>> START
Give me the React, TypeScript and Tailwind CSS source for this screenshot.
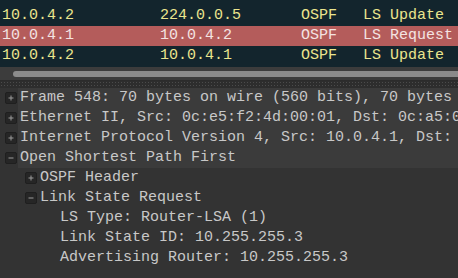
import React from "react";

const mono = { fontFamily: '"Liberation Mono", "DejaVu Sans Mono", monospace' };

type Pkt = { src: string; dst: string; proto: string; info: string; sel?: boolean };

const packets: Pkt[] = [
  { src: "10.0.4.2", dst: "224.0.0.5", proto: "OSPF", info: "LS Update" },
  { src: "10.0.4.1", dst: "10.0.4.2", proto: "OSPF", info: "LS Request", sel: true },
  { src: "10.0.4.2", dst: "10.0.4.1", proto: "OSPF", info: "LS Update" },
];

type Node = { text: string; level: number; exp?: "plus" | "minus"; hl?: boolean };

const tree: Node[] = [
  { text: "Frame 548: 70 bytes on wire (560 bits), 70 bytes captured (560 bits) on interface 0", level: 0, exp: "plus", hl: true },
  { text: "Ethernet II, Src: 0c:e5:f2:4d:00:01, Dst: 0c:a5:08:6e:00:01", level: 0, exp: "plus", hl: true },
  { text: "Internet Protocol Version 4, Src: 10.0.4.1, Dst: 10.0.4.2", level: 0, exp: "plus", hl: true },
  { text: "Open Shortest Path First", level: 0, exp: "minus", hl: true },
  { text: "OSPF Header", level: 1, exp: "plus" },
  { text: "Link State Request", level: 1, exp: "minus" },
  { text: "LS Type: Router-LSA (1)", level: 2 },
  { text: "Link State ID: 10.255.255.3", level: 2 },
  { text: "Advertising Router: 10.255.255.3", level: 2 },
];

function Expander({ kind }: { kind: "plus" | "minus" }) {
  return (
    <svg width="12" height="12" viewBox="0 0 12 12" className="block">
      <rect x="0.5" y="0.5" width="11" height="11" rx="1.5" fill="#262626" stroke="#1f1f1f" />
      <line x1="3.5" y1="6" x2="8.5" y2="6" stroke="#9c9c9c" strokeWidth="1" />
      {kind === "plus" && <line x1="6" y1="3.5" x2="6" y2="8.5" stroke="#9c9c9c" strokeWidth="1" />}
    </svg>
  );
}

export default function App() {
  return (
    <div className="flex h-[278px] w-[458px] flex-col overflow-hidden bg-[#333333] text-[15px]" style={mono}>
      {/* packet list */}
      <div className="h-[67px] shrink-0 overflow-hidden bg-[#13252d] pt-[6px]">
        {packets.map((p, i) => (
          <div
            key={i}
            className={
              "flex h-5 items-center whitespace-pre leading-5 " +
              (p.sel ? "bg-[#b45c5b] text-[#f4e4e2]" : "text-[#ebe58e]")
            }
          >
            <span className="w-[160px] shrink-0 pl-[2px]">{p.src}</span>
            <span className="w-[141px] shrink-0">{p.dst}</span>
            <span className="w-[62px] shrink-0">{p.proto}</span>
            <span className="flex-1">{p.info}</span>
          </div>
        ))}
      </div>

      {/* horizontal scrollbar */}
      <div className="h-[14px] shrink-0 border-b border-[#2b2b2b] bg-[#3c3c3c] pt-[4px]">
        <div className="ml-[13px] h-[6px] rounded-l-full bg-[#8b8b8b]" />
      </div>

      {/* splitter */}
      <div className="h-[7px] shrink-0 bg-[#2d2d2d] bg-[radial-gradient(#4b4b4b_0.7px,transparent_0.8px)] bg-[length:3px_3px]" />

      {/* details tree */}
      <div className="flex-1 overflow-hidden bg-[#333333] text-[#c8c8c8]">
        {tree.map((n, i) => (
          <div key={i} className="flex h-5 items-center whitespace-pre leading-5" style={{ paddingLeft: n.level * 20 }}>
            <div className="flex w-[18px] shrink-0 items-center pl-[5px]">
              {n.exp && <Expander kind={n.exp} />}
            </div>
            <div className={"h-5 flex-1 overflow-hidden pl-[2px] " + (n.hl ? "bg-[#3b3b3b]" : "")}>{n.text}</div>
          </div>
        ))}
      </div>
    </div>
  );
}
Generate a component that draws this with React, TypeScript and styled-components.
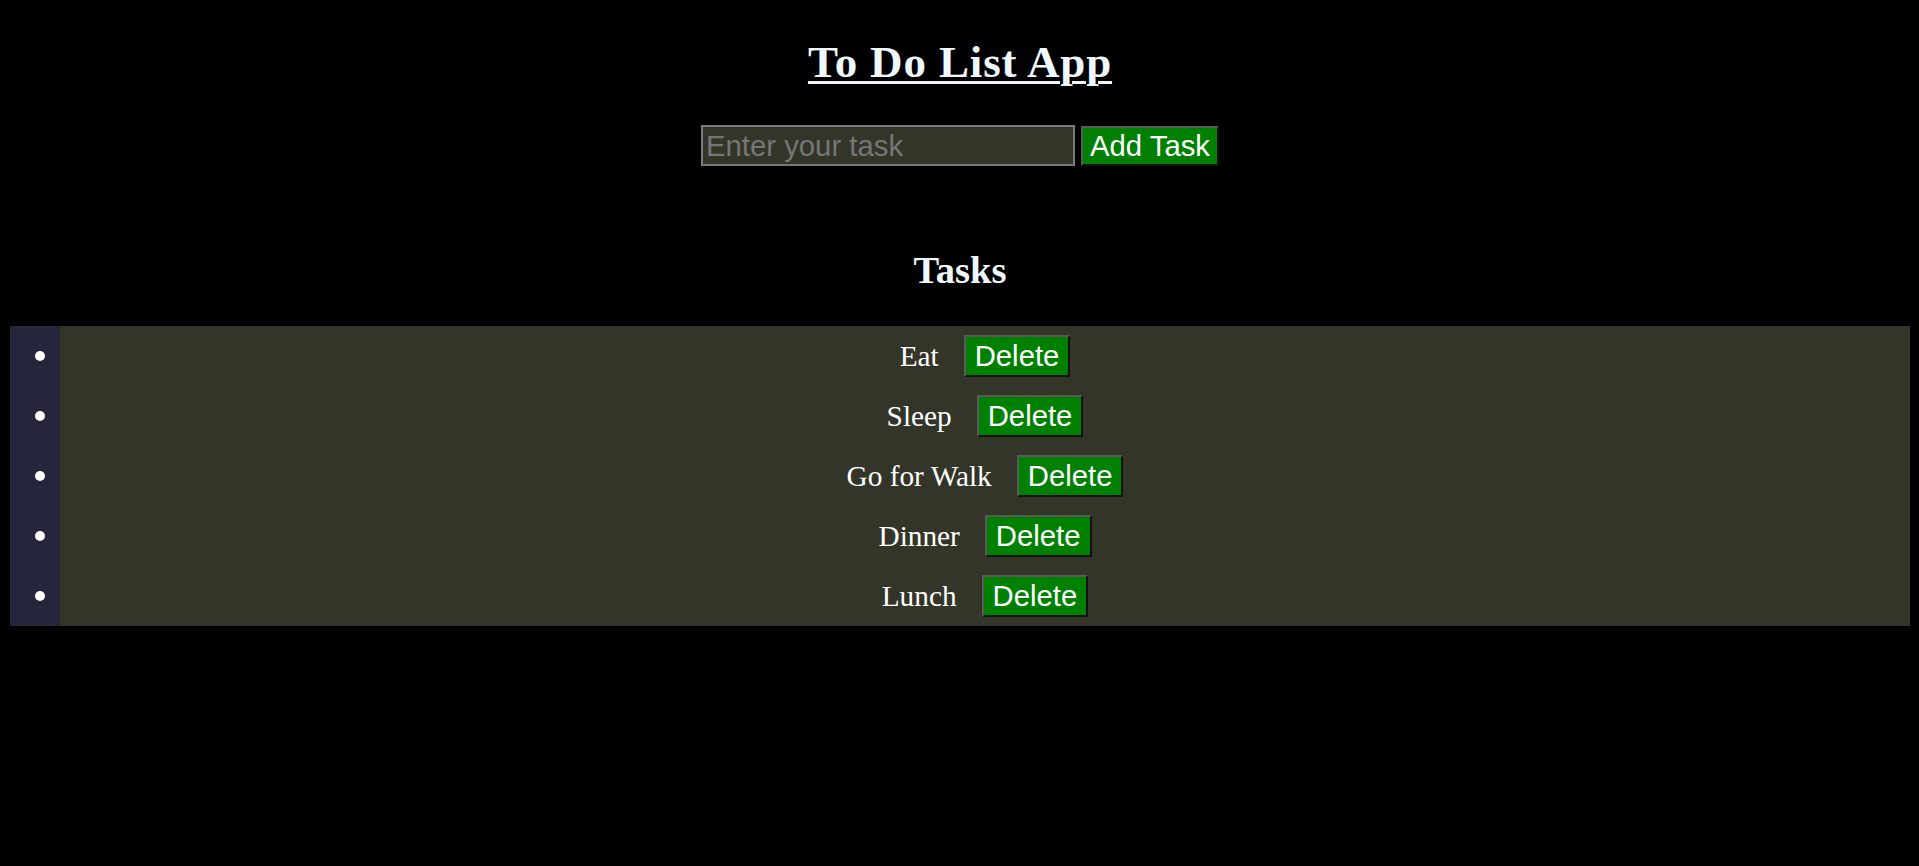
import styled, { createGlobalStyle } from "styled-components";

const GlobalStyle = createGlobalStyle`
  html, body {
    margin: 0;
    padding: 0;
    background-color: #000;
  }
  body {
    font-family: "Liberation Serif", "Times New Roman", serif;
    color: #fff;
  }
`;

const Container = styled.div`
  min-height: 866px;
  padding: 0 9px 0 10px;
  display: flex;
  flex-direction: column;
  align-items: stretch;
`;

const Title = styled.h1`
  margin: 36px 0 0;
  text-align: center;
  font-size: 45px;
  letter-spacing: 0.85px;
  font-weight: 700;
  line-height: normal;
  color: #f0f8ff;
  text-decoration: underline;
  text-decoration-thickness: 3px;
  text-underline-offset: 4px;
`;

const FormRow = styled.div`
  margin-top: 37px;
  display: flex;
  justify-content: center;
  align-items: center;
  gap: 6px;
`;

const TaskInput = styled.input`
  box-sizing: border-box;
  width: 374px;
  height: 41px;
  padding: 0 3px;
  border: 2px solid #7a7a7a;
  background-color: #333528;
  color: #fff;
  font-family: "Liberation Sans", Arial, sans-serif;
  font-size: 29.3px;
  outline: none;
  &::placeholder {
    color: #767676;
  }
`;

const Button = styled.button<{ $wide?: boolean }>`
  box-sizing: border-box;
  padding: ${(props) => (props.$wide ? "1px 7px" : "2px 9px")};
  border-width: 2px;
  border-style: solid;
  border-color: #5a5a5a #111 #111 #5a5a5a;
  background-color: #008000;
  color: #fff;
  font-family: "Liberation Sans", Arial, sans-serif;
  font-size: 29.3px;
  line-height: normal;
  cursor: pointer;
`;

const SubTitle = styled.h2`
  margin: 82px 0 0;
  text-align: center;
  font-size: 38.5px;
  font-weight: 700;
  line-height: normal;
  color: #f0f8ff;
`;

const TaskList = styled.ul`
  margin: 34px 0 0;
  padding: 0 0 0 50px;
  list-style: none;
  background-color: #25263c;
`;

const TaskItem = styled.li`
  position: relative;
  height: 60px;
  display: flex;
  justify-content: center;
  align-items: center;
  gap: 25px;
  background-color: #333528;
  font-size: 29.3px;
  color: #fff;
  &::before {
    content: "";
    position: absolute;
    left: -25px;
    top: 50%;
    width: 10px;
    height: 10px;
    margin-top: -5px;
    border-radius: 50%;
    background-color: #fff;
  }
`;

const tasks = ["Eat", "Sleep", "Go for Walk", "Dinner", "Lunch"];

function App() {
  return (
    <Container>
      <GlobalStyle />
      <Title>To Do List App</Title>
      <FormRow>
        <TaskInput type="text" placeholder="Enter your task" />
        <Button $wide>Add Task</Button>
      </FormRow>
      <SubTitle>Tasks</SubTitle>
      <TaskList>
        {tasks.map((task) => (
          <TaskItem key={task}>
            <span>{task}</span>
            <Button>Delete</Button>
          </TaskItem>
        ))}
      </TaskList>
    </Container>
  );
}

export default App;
>> END
**PROBLEM TO SOLVE:**
From the entries above, return each line with the word "React" in it.

**COMPLETE RESPONSE:**
Give me the React, TypeScript and Tailwind CSS source for this screenshot.
import React from "react";
Generate a component that draws this with React, TypeScript and styled-components.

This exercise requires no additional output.